Publiée dans le Journal Spécial des Sociétés entre octobre 2018 et mai 2021 (trois autres portraits ont suivi depuis), cette série d’articles rend notamment hommage à Charlotte Béquignon Lagarde, première magistrate française, Nicole Pradain, première procureure générale, ou encore Élisabeth Guigou, première femme garde des Sceaux.

« Votre carrière s’inscrit dans cette lignée, puisque vous occupez le poste de Première présidente de la cour d’appel de Poitiers depuis 2020 : c’est la première fois qu’une femme assume ces hautes fonctions, et vous êtes probablement une des plus jeunes à occuper un poste de chef de Cour », a souligné le directeur adjoint de l’ENM à l’adresse de la magistrate. « Vous êtes vous aussi, au regard de ce prix, une pionnière à deux égards : la première femme dont les travaux sont sélectionnés depuis que ce prix existe, et la première à qui le jury décerne une mention spéciale », a-t-il ajouté.

En retour, Gwenola Joly-Coz, qui s’est dite « honorée », n’a pas manqué de pointer que « cela illustre l’auto-limitation, le plafond de verre qui sont à l’œuvre ». « Je suis contente d’ouvrir une brèche, de laisser la porte grande ouverte pour permettre que d’autres femmes osent, et que les institutions soient capables de reconnaître à une femme l’intérêt de ses travaux », s’est-elle réjouie. « Ce moment est important pour moi, car il marque un jalon symbolique dans la poursuite de mes travaux ».

 



 

Gwenola Joly-Coz et Samuel Lainé




Faire vite pour ne pas « perdre l’histoire »

L’investissement de Gwenola Joly-Coz en faveur de la cause féminine n’est pas nouveau.
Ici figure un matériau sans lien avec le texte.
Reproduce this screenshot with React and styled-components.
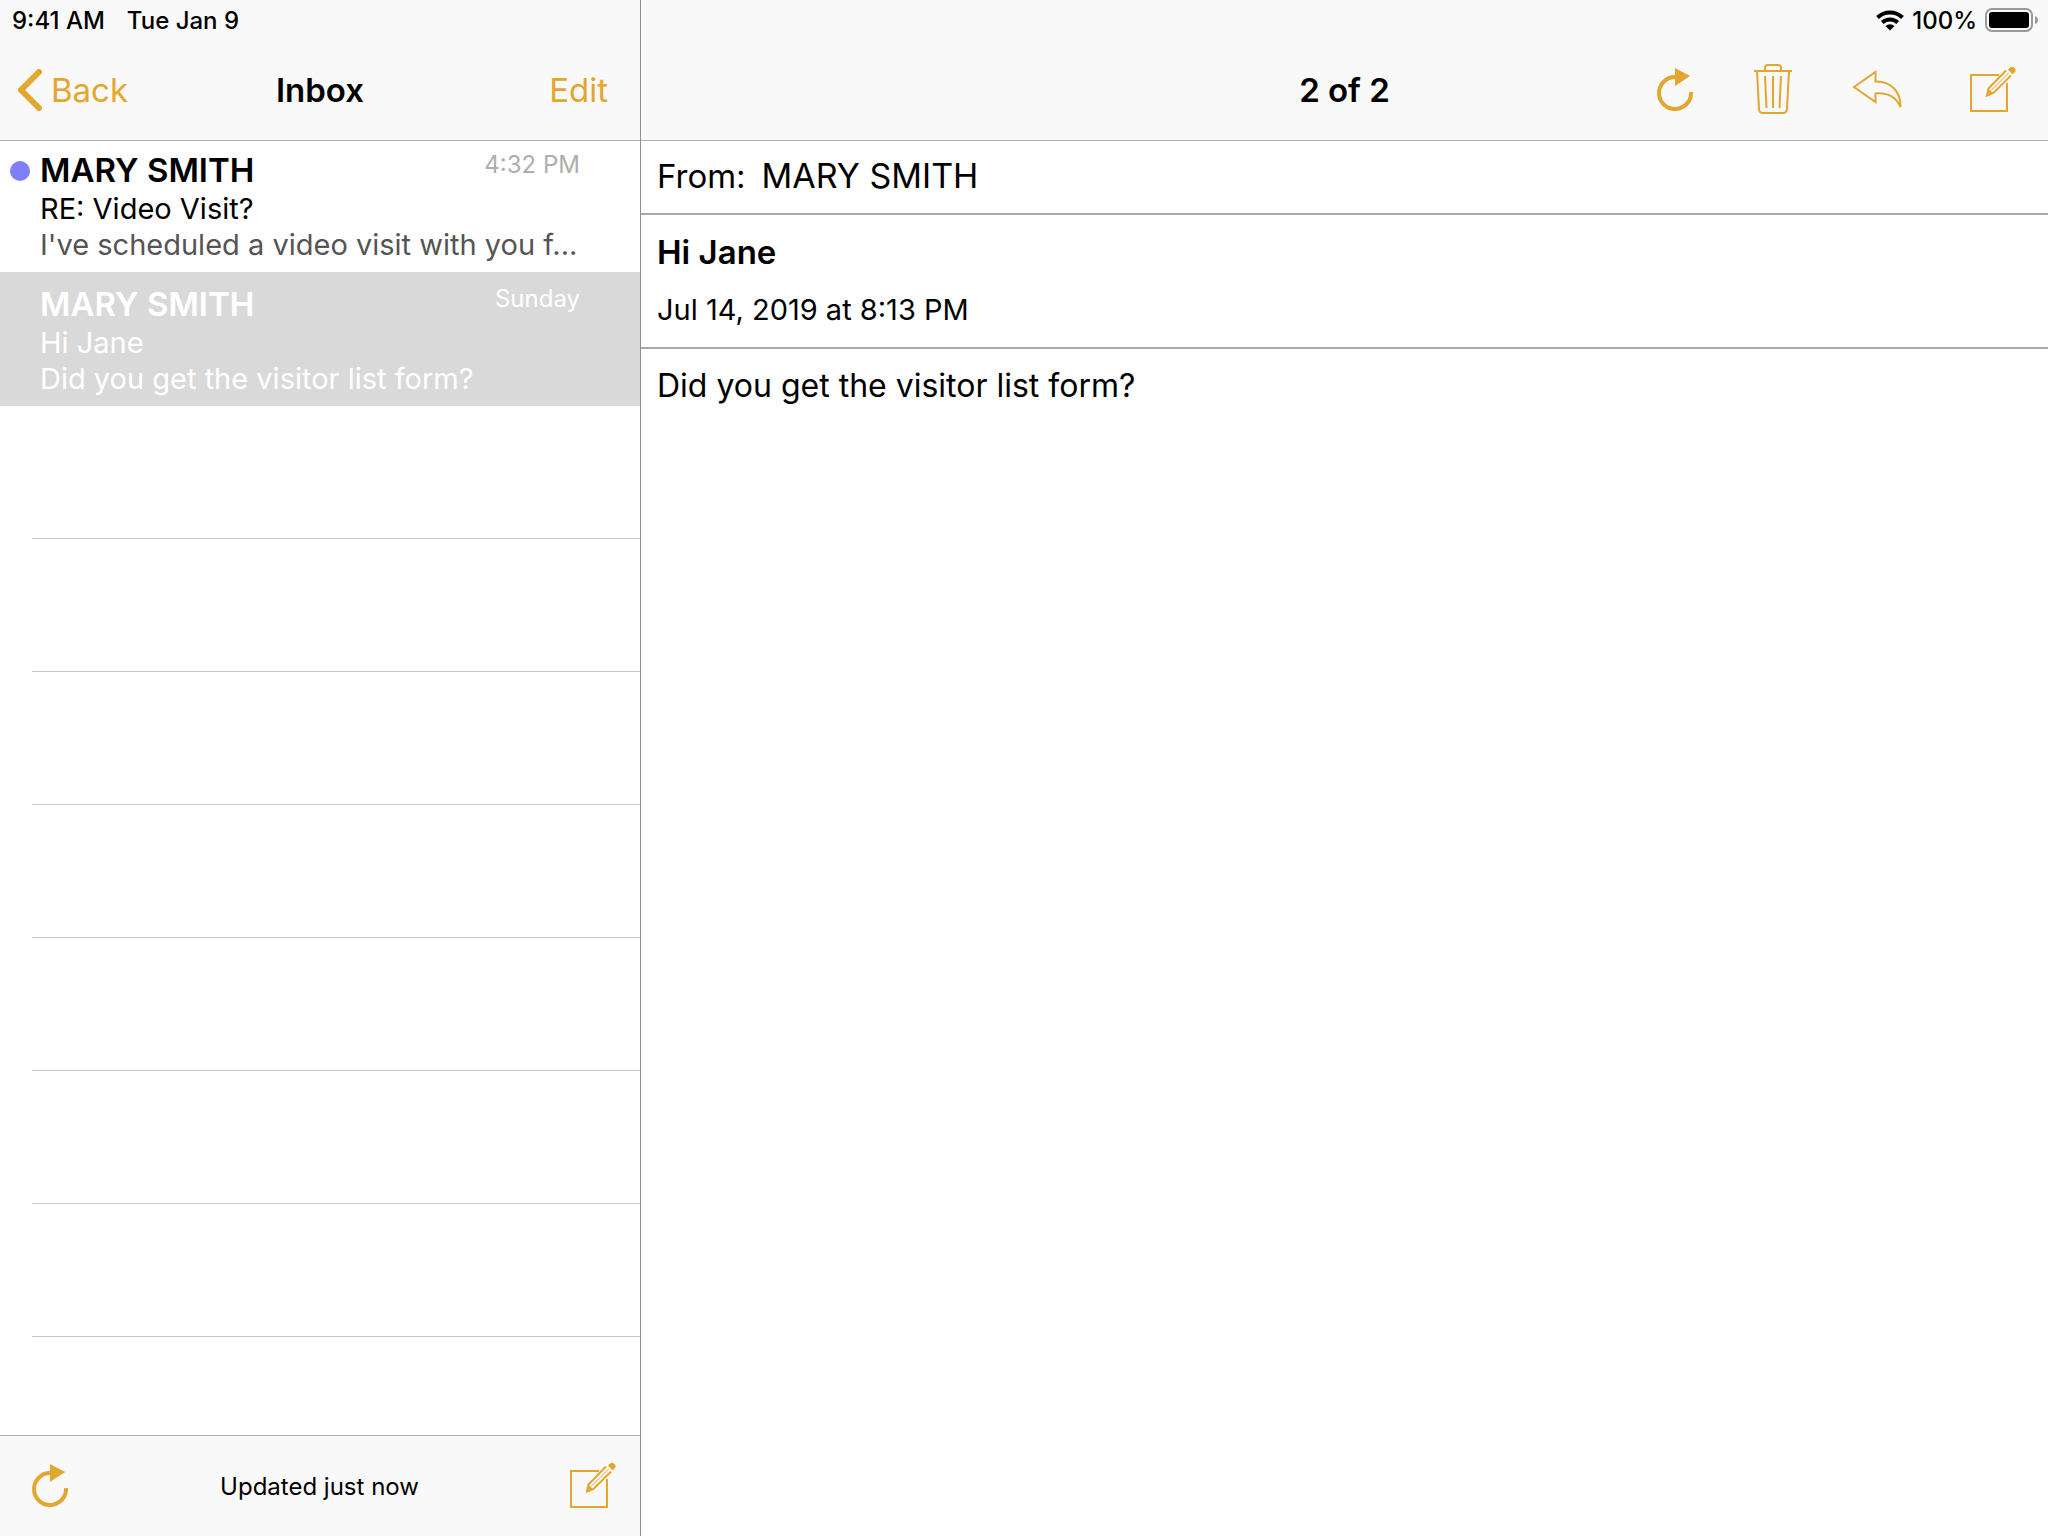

Membre fondatrice de l’association Femmes de justice, directrice de cabinet de la secrétaire d’État aux droits des femmes entre 2014 et 2016, elle a également contribué à la formation continue des magistrats sur ces sujets.

Son envie d’écrire sur les figures emblématiques féminines de la justice, la Première présidente de la cour d’appel de Poitiers l’a expliquée ainsi : « Tout cela est né de mon interrogation sur l’invisibilité des femmes dans la magistrature, ainsi que sur notre incapacité en tant que corps à être capable de restituer notre histoire et à la jalonner du nom de celles qui ont participé au développement de la magistrature depuis toutes ces années – enfin, depuis toutes ces années, pas tant que ça, puisque cela fera seulement 76 ans le 11 avril. Pendant des siècles, la justice en France était rendue uniquement par des hommes, et ça n’a posé de problème à personne ! »

Gwenola Joly-Coz situe le point de départ de ses travaux au moment où elle s’est demandé qui avait été la première femme magistrate française. « Je me suis aperçue que personne ne pouvait me transmettre son identité. J’étais magistrate depuis bientôt 30 ans, ce nom m’était inconnu, ainsi qu’à tous les gens interrogés autour de moi. Retrouver son nom a été compliqué, et son histoire, tout un parcours », a-t-elle témoigné. Fin 2018, juste après la parution du portrait de Charlotte Béquignon-Lagarde, le procureur Éric Corbaux parle à Gwenola Joly Coz, alors présidente du tribunal judiciaire de Pontoise, d’une « femme extraordinaire que personne n’évoque jamais : Madeleine Huot-Fortin ». Elle est l’une des premières magistrates dans les années 1950, et a laissé un héritage important, en témoignant de son parcours professionnel dans des mémoires. « C’est extrêmement rare, car les femmes ne laissent généralement pas de traces d’elles, de leur histoire. Grâce à ses écrits, nous avons retracé son parcours, sa fille et moi. »

Car pour retranscrire fidèlement le cheminement de ces femmes – dont certaines sont aujourd’hui décédées – qui se sont battues pour s’imposer, Gwenola Joly-Coz rencontre leur famille ; leurs enfants, souvent. Ensemble, ils se replongent dans des archives gardées dans des cartons au fond des caves ; dans les greniers. « Sans ces documents, nous ne saurions rien ! » Gwenola Joly-Coz s’interroge beaucoup sur la mémoire. Inquiète de « perdre l’histoire », elle se sent « pressée par l’urgence » : « Il faut que je continue à rencontrer ces enfants, car ils vont bientôt disparaître à leur tour, et plus personne ne sera capable de me dire où sont les cartons ».

D’ici quelques jours, la magistrate a rendez-vous à Fontainebleau, dans la maison de famille de Michèle Giannotti, première Première présidente de la cour d’appel d’Angers. « Sa fille m’a invitée à venir voir ce qu’a laissé sa maman, des affaires qu’elle n’a pas touchées depuis son décès. » En vue, bien sûr, d’un prochain portrait : le 14e, probablement l’avant-dernier, pense Gwenola Joly-Coz, avant de clore cette belle série.